Right now, the most accurate thing one can say with confidence is that an early CBO analysis estimates that the coverage-related provisions of the bill–provided to CBO by House committee staff–will add about $1 trillion to the federal deficit. When all’s said and done, the number will probably be different. All along, most experts have expected a complete reform proposal to cost about $1.2 or $1.3 trillion.

But the AP continues to report as fact that the bill costs $1.5 trillion, when no government analysis supports this finding. And if in a few days or weeks, a final CBO score concludes–in an incredibly unlikely turn of events–that the bill will cost $1.5 trillion on the nose, then that would not vindicate the AP in any way. Rather, it would constitute a huge coincidence.

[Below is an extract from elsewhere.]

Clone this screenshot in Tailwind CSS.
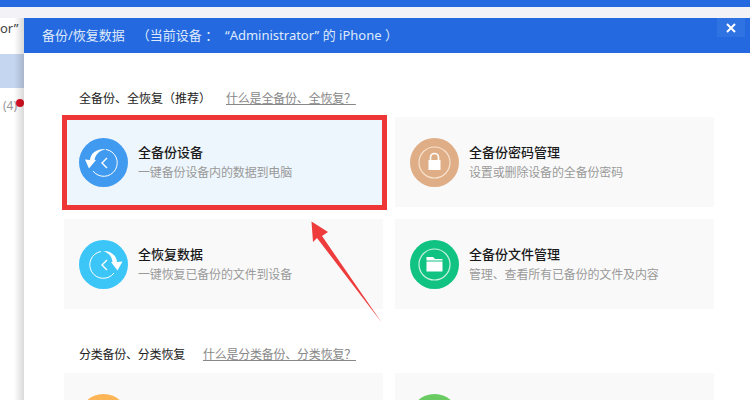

One budget expert tells me that much of this entire legislative endeavor, and the administration’s arbitrary goal of reforming the health care system at a “cost” of $1 trillion, has confused the entire budget process. A number of provisions in the bill will yield funds the government needs to to complete an overhaul. But it’s not always clear which of those provisions ought to count as new revenues, and which ought to be thought of as measures that simply reduce the cost of the program. The AP says that penalties incurred by individuals and employers who don’t abide by the terms of the bill’s mandates should be counted as new revenue. The expert I spoke with said that’s a plausible interpretation, but that there’s no consensus on the question.

But in a way that’s all a distraction from the issue of the AP’s reportage. Looking at the timeline, what seems most likely to me is that the AP ran with a report, based on the off-the-record contentions of a congressional aide, that the House health care bill will cost $1.5 trillion; and that, after taking considerable heat for doing so, tried to retroactively justify the figure.